Non bisogna farsi illusioni, non bisogna pensare che la menzogna possa coesistere con la capacità di ben governare e che più specificamente il politico cattolico e democratico possa conservare intatta la sua moralità e la sua identità religiosa pur facendo uso talvolta della menzogna e di quanto vi è annesso e connesso, perché, come scrive don Sturzo, a «parte quel che prudenza e accortezza suggeriscono, bisogna notare che nella vita politica, il ricorso alla menzogna è sempre collegato con l’uso abituale della menzogna e, perfino, della mistificazione e della prepotenza. Il complesso negativo di una politica non basata sulla moralità porta all’uso dei mezzi immorali. Non si tratta di menzogna o menzognetta isolata, occasionale, per evitare noie e per ottenere dei vantaggi immediati; si tratta di complesso di modi illeciti e di attività non rispondenti ai fini del buongoverno e agli interessi del paese. Bisogna partire dalla convinzione che la menzogna non giova mai e danneggia sempre; a questa occorre aggiungere subito l’altra, che il fine non giustifica i mezzi; conchiudendo che la migliore politica è quella che non lede la moralità».
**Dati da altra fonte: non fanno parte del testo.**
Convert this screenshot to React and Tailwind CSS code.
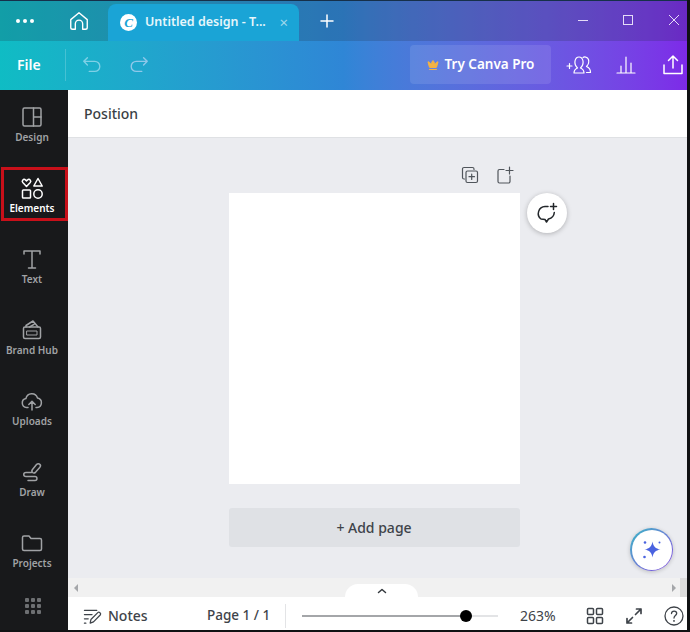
import React from 'react';
import { Crown } from 'lucide-react';

const stroke = { fill: 'none', stroke: 'currentColor', strokeWidth: 1.5, strokeLinecap: 'round', strokeLinejoin: 'round' };

const SIDE_ITEMS = [
  {
    label: 'Design',
    icon: (
      <svg width="24" height="24" viewBox="0 0 24 24" {...stroke}>
        <rect x="3" y="3" width="18" height="18" rx="1.5" />
        <path d="M13.500 3v18M13.500 12H21" />
      </svg>
    ),
  },
  {
    label: 'Elements',
    active: true,
    icon: (
      <svg width="24" height="24" viewBox="0 0 24 24" {...stroke}>
        <path d="M6.500 10.500 2.800 6.600c-1.600-1.800.9-4.400 2.600-2.700l1.100 1 1.100-1c1.700-1.700 4.200.9 2.600 2.700z" />
        <path d="M18 2.500l4.200 7.500h-8.400z" />
        <rect x="2.500" y="14" width="8" height="8" rx="0.800" />
        <circle cx="18" cy="18" r="4.200" />
      </svg>
    ),
  },
  {
    label: 'Text',
    icon: (
      <svg width="24" height="24" viewBox="0 0 24 24" {...stroke}>
        <path d="M4 7V4h16v3M12 4v17M8.500 21h7" />
      </svg>
    ),
  },
  {
    label: 'Brand Hub',
    icon: (
      <svg width="24" height="24" viewBox="0 0 24 24" {...stroke}>
        <rect x="3.500" y="9" width="17" height="11.500" rx="1.500" />
        <path d="M6 9V7.500L13 3l5 6M9.500 9 14 6.300" />
        <path d="M7 13h10v4H7z" strokeWidth="1" />
      </svg>
    ),
  },
  {
    label: 'Uploads',
    icon: (
      <svg width="24" height="24" viewBox="0 0 24 24" {...stroke}>
        <path d="M8 18.500H6.500a4.500 4.500 0 0 1-.6-8.900 6 6 0 0 1 11.600-.6 4.800 4.800 0 0 1-.5 9.500H16" />
        <path d="M12 21v-8.500M8.800 15.500l3.200-3.200 3.200 3.200" />
      </svg>
    ),
  },
  {
    label: 'Draw',
    icon: (
      <svg width="24" height="24" viewBox="0 0 24 24" {...stroke}>
        <path d="M12.500 12.500c-1-1-.8-2 0-3l4-5c1-1 2.600-1 3.400-.1.900.9.600 2.200-.2 3.100l-4 4.600c-1 1-2.300 1.200-3.200.4z" />
        <path d="M11.500 12.500H6c-3 0-3 4 0 4h9c2.600 0 2.600 4 0 4H8" />
      </svg>
    ),
  },
  {
    label: 'Projects',
    icon: (
      <svg width="24" height="24" viewBox="0 0 24 24" {...stroke}>
        <path d="M2.500 6.500A1.500 1.500 0 0 1 4 5h5l2 2.500h9A1.500 1.500 0 0 1 21.500 9v9a1.500 1.500 0 0 1-1.500 1.500H4A1.500 1.500 0 0 1 2.500 18z" />
      </svg>
    ),
  },
];

function SideItem({ item }) {
  return (
    <div className={`relative flex h-[71px] shrink-0 flex-col items-center pr-[4px] pt-[15px] ${item.active ? 'text-white' : 'text-[#a0a2a5]'}`}>
      {item.active && <div className="absolute left-[1px] top-[6px] h-[54px] w-[67px] border-[3px] border-[#c8101a]" />}
      {item.icon}
      <span className="mt-[1px] whitespace-nowrap text-[10px] font-semibold leading-[14px]">{item.label}</span>
    </div>
  );
}

export default function App() {
  return (
    <div className="flex h-[632px] w-[690px] flex-col overflow-hidden border-r-[3px] border-b-[2px] border-[#101113] bg-white font-['Noto_Sans',sans-serif]">
      <div className="h-[1px] shrink-0 bg-[#16304a]" />

      {/* gradient header */}
      <div className="h-[89px] shrink-0 bg-gradient-to-r from-[#0fbcc4] via-[#2f86d6] to-[#7d2ae8] text-white">
        <div className="flex h-[40px] items-center bg-[#1f2937]/20">
          <div className="flex w-[49px] gap-[3px] pl-[16px]">
            <span className="h-[4px] w-[4px] rounded-full bg-white" />
            <span className="h-[4px] w-[4px] rounded-full bg-white" />
            <span className="h-[4px] w-[4px] rounded-full bg-white" />
          </div>
          <div className="flex w-[59px] justify-center">
            <svg width="22" height="22" viewBox="0 0 24 24" {...stroke}>
              <path d="M3 10.500 12 3l9 7.500V19a2 2 0 0 1-2 2h-3v-6a4 4 0 0 0-8 0v6H5a2 2 0 0 1-2-2z" />
            </svg>
          </div>
          <div className="flex h-[37px] w-[191px] items-center self-end rounded-t-[8px] bg-[#1aa4d6] pl-[12px]">
            <span className="flex h-[17px] w-[17px] shrink-0 items-center justify-center rounded-full bg-white font-['Liberation_Serif',serif] text-[13px] font-bold italic text-[#1aa4d6]">C</span>
            <span className="ml-[8px] whitespace-nowrap text-[12.5px] font-semibold text-[#e6f6fb]">Untitled design - T...</span>
            <span className="ml-auto mr-[11px] text-[15px] leading-none text-[#9fd8ec]">×</span>
          </div>
          <svg className="ml-[20px]" width="16" height="16" viewBox="0 0 16 16" {...stroke}>
            <path d="M8 2v12M2 8h12" />
          </svg>
          <div className="ml-auto flex items-center gap-[35px] pb-[2px] pr-[7px]">
            <span className="h-[1px] w-[10px] bg-[#e5dcf8]" />
            <span className="h-[10px] w-[10px] border border-[#e5dcf8]" />
            <svg width="12" height="12" viewBox="0 0 12 12" fill="none" stroke="#e5dcf8" strokeWidth="1">
              <path d="M1 1l10 10M11 1 1 11" />
            </svg>
          </div>
        </div>

        <div className="flex h-[49px] items-center pb-[2px]">
          <span className="ml-[17px] w-[24px] text-[14px] font-semibold">File</span>
          <div className="ml-[24px] h-[32px] w-[1px] bg-white/20" />
          <svg className="ml-[15px] text-[#7fd0e6]" width="22" height="22" viewBox="0 0 24 24" {...stroke}>
            <path d="M7 4 3 8l4 4M3 8h12a5.500 5.500 0 0 1 0 11H9" />
          </svg>
          <svg className="ml-[25px] text-[#8fc8ea]" width="22" height="22" viewBox="0 0 24 24" {...stroke}>
            <path d="M17 4l4 4-4 4M21 8H9a5.500 5.500 0 0 0 0 11h6" />
          </svg>
          <div className="ml-[260px] flex h-[39px] w-[141px] shrink-0 items-center justify-center gap-[6px] rounded-[4px] bg-white/10">
            <Crown size={12} fill="#f5b342" stroke="#f5b342" />
            <span className="whitespace-nowrap text-[13.5px] font-semibold">Try Canva Pro</span>
          </div>
          <svg className="ml-[15px] shrink-0" width="26" height="24" viewBox="0 0 26 24" {...stroke} strokeWidth="1.200">
            <path d="M1 13h5M3.500 10.500v5" />
            <path d="M8 20c0-3 1-4 3.500-5-2-2-3-4-2.500-7 .5-2.500 2-4 4-4s3.500 1.500 4 4c.5 3-.5 5-2.500 7 2.500 1 3.500 2 3.500 5z" />
            <path d="M17 4.500c1-.8 4.500-1 5.500 2 .7 2.500 0 5-2 7 2.500 1 4 2.500 4 6h-4" />
          </svg>
          <svg className="ml-[24px] shrink-0" width="20" height="20" viewBox="0 0 20 20" {...stroke} strokeWidth="1.200">
            <path d="M1 18h18M5 18v-7M10 18V2M15 18V8" />
          </svg>
          <svg className="ml-[27px] shrink-0" width="20" height="22" viewBox="0 0 20 22" {...stroke}>
            <path d="M10 14V2M5.500 6.500 10 2l4.500 4.500M1 11v8.500h18V11" />
          </svg>
        </div>
      </div>

      <div className="flex min-h-0 flex-1">
        {/* side nav */}
        <div className="flex w-[68px] shrink-0 flex-col items-stretch bg-[#18191b]">
          {SIDE_ITEMS.map((item) => (
            <SideItem key={item.label} item={item} />
          ))}
          <div className="-ml-[3px] grid w-fit grid-cols-3 gap-[2px] self-center pt-[11px]">
            {Array.from({ length: 9 }).map((_, i) => (
              <span key={i} className="h-[4px] w-[4px] rounded-[1px] bg-[#6d6f72]" />
            ))}
          </div>
        </div>

        <div className="flex min-w-0 flex-1 flex-col">
          <div className="flex h-[48px] shrink-0 items-center border-b border-[#dfe1e4] bg-white pl-[16px] text-[14px] font-medium text-[#3a3f45]">
            Position
          </div>

          {/* canvas */}
          <div className="relative flex min-h-0 flex-1 flex-col items-center bg-[#ebecf0] pr-[7px]">
            <div className="flex h-[55px] w-[291px] shrink-0 items-center justify-end gap-[17px] pr-[6px] pt-[19px] text-[#50555b]">
              <svg width="18" height="18" viewBox="0 0 18 18" {...stroke} strokeWidth="1.200">
                <path d="M3.500 13H3a1.500 1.500 0 0 1-1.500-1.500V3A1.500 1.500 0 0 1 3 1.500h8.500A1.500 1.500 0 0 1 13 3v.5" />
                <rect x="5" y="5" width="11.500" height="11.500" rx="1.500" />
                <path d="M10.700 8v5.500M8 10.700h5.500" />
              </svg>
              <svg width="18" height="18" viewBox="0 0 18 18" {...stroke} strokeWidth="1.200">
                <path d="M8 3.500H3.500A1.500 1.500 0 0 0 2 5v10.500A1.500 1.500 0 0 0 3.500 17h9a1.500 1.500 0 0 0 1.500-1.500V10" />
                <path d="M13.500 1v7M10 4.500h7" />
              </svg>
            </div>
            <div className="h-[291px] w-[291px] shrink-0 bg-white" />
            <div className="mt-[24px] flex h-[39px] w-[291px] shrink-0 items-center justify-center rounded-[3px] bg-[#dfe1e5] text-[14px] font-medium text-[#3e4349]">
              + Add page
            </div>

            <div className="absolute left-[459px] top-[55px] flex h-[40px] w-[40px] items-center justify-center rounded-full bg-white text-[#22262a] shadow-[0_1px_5px_rgba(0,0,0,0.25)]">
              <svg width="24" height="24" viewBox="0 0 24 24" {...stroke}>
                <path d="M13 5.500H10a7 7 0 0 0-4 12.500l4 .5 1.500 2.500 2-3c3-.8 5.500-3 5.800-6.500" />
                <path d="M18.500 2.500v6M15.500 5.500h6" />
              </svg>
            </div>
            <div className="absolute left-[562px] top-[390px] flex h-[43px] w-[43px] items-center justify-center rounded-full bg-gradient-to-br from-[#25b5c4] to-[#7d3de0] p-[1.500px] shadow-[0_1px_4px_rgba(0,0,0,0.2)]">
              <div className="flex h-full w-full items-center justify-center rounded-full bg-white">
                <svg width="24" height="24" viewBox="0 0 24 24" fill="#4a63e0">
                  <path d="M12.500 3.500c.8 5 3 7.200 8 8-5 .8-7.200 3-8 8-.8-5-3-7.200-8-8 5-.8 7.200-3 8-8z" />
                  <circle cx="5" cy="4.500" r="1.300" />
                  <circle cx="19.500" cy="4.500" r="1" />
                  <circle cx="4.500" cy="19" r="1.300" />
                </svg>
              </div>
            </div>
          </div>

          {/* horizontal scroll strip */}
          <div className="relative flex h-[19px] shrink-0 items-center justify-between bg-[#f1f1f1] pl-[6px] text-[#a5a7aa]">
            <span className="h-0 w-0 border-y-[4px] border-r-[4px] border-y-transparent border-r-current" />
            <div className="flex h-full items-center">
              <span className="h-0 w-0 border-y-[4px] border-l-[4px] border-y-transparent border-l-current" />
              <span className="ml-[4px] h-full w-[7px] bg-[#dcdcdc]" />
            </div>
            <div className="absolute bottom-0 left-[277px] flex h-[13px] w-[73px] items-center justify-center rounded-t-[16px] bg-white text-[#33383d]">
              <svg width="10" height="6" viewBox="0 0 10 6" {...stroke}>
                <path d="M1.500 4.500 5 1.500l3.500 3" />
              </svg>
            </div>
          </div>

          {/* footer */}
          <div className="flex h-[33px] shrink-0 items-center bg-white pt-[4px] text-[14px] text-[#3e4349]">
            <svg className="ml-[15px] shrink-0" width="20" height="18" viewBox="0 0 21 18" {...stroke} strokeWidth="1.300">
              <path d="M1.500 3h13M1.500 7.500h8M1.500 12h4M1.500 16.500h1.500" />
              <path d="M7.500 16.500l.8-3.800 7.500-7.500c1-1 3.500 1 2.500 2.500l-7.300 7.500z" />
            </svg>
            <span className="ml-[5px] w-[39px] font-medium">Notes</span>
            <span className="ml-[60px] w-[62px] whitespace-nowrap text-[13.5px] font-medium">Page 1 / 1</span>
            <div className="ml-[16px] h-[24px] w-[1px] bg-[#e3e4e6]" />
            <div className="ml-[16px] flex w-[196px] shrink-0 items-center">
              <div className="h-[2px] w-[164px] bg-[#a4a6a9]" />
              <span className="z-10 -mx-[6px] h-[12px] w-[12px] shrink-0 rounded-full bg-black" />
              <div className="h-[2px] flex-1 bg-[#e3e4e6]" />
            </div>
            <span className="ml-[22px] w-[37px]">263%</span>
            <svg className="ml-[29px] shrink-0" width="18" height="18" viewBox="0 0 18 18" {...stroke} strokeWidth="1.500">
              <rect x="1.500" y="1.500" width="6" height="6" rx="1" />
              <rect x="10.500" y="1.500" width="6" height="6" rx="1" />
              <rect x="1.500" y="10.500" width="6" height="6" rx="1" />
              <rect x="10.500" y="10.500" width="6" height="6" rx="1" />
            </svg>
            <svg className="ml-[21px] shrink-0" width="18" height="18" viewBox="0 0 18 18" {...stroke} strokeWidth="1.700">
              <path d="M10.500 7.500 16 2M11.500 2H16v4.500M7.500 10.500 2 16M2 11.500V16h4.500" />
            </svg>
            <svg className="ml-[21px] shrink-0" width="20" height="20" viewBox="0 0 20 20" {...stroke} strokeWidth="1.300">
              <circle cx="10" cy="10" r="9" />
              <path d="M7.500 7.500c.2-3.200 5-3.200 5.200-.2.100 2.200-2.700 2.400-2.700 4.700" />
              <path d="M10 14.800v.1" strokeWidth="1.800" />
            </svg>
          </div>
        </div>
      </div>
    </div>
  );
}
Certo, è anche vero che «dal punto di vista del moralista cattolico, mantenendo ferma la teoria, si potranno, nei casi concreti, trovare subiettivamente quelle attenuanti alla colpa della menzogna politica, come ad ogni colpa commessa della quale si chiede perdono a Dio con la promessa di non ricadervi», ma, questa è la sua conclusione, «le attenuanti subiettive non toccano il fermo principio della illiceità della menzogna, e con maggior ragione della menzogna politica». Ora, sia tra i politici realmente cattolici o sedicenti cattolici già in campo sia tra i politici cattolici auspicabilmente più “liberi e forti” che forse si appresteranno a scendere nell’arena politica, chi vuole intendere intenda. Ma si potrà intendere a patto che si capisca come questo Sturzo qui evocato non sia lo Sturzo morbido e rassicurante di tanti politici “cristiano-cattolici” di ieri e di oggi, che facevano e fanno sia pure in modi non sempre grezzi o ineleganti professione di “moderatismo”, ma il “nostro Sturzo”, lo Sturzo che si può sommariamente descrivere con alcune espressioni del giudizio espresso da Gramsci sul suo Marx: don Luigi Sturzo «è per noi maestro di vita spirituale e morale», anche se «pastore armato di vincastro» (A. Gramsci, Il nostro Marx, in “Il grido del popolo”, 4 maggio 1918, secondo cui ovviamente il rivoluzionario di Treviri non era “pastore armato di vincastro”).

Egli, critico dello statalismo accentratore e omnipervasivo e fautore di un libero mercato non disancorato da princípi etici e da una idea ben precisa di giustizia sociale, è «lo stimolatore delle pigrizie mentali, è il risvegliatore delle energie buone che dormicchiano e devono destarsi per la buona battaglia. E’ un esempio di lavoro intenso e tenace per raggiungere la chiara onestà delle idee, la solida cultura necessaria per non parlare a vuoto, di astrattezze. È blocco monolitico di umanità sapiente e pensante, che non si guarda la lingua per parlare, non si mette la mano sul cuore per sentire, ma costruisce sillogismi ferrati che avvolgono la realtà nella sua essenza, e la dominano, che penetrano nei cervelli, fanno crollare le sedimentazioni di pregiudizio e di idea fissa, irrobustiscono il carattere morale…È un vasto e sereno cervello pensante, è un momento individuale della ricerca affannosa secolare che l’umanità compie per acquistare coscienza del suo essere e del suo divenire, per cogliere il ritmo misterioso della storia e far dileguare il mistero, per essere piú forte nel pensare e operare» (ivi).

Quello di cui oggi si sente la mancanza è un partito di ispirazione cattolica o dichiaratamente cattolico guidato da un uomo come Luigi Sturzo, mai abbastanza compreso e approfondito dai suoi eredi democristiani di ieri e soprattutto di oggi, il quale ammoniva profeticamente già nel ’56 che «se la politica e l’economia calpestano l’etica, non hanno alcun diritto di chiamarsi “ragione politica” e “ragione economica”», in quanto politica ed economia sono in tal caso prive di razionalità e anzi insanabilmente irrazionali, e concludeva dicendo che, se nella missione del cattolico, sia essa politica o economica o scientifica e via dicendo, non si riflette il senso del divino, «tutto si deturpa: la politica diviene mezzo di arricchimento, l’economia arriva al furto e alla truffa, la scienza si applica ai forni di Dachau, la filosofia al materialismo e al marxismo, l’arte decade nel meretricio». Quali cattolici oggi, al di là dei riferimenti storici sturziani parzialmente datati, saranno in grado di intendere il significato e il valore di tali parole e di rinfrescare e rigenerare l’aria mefitica della vita politica italiana?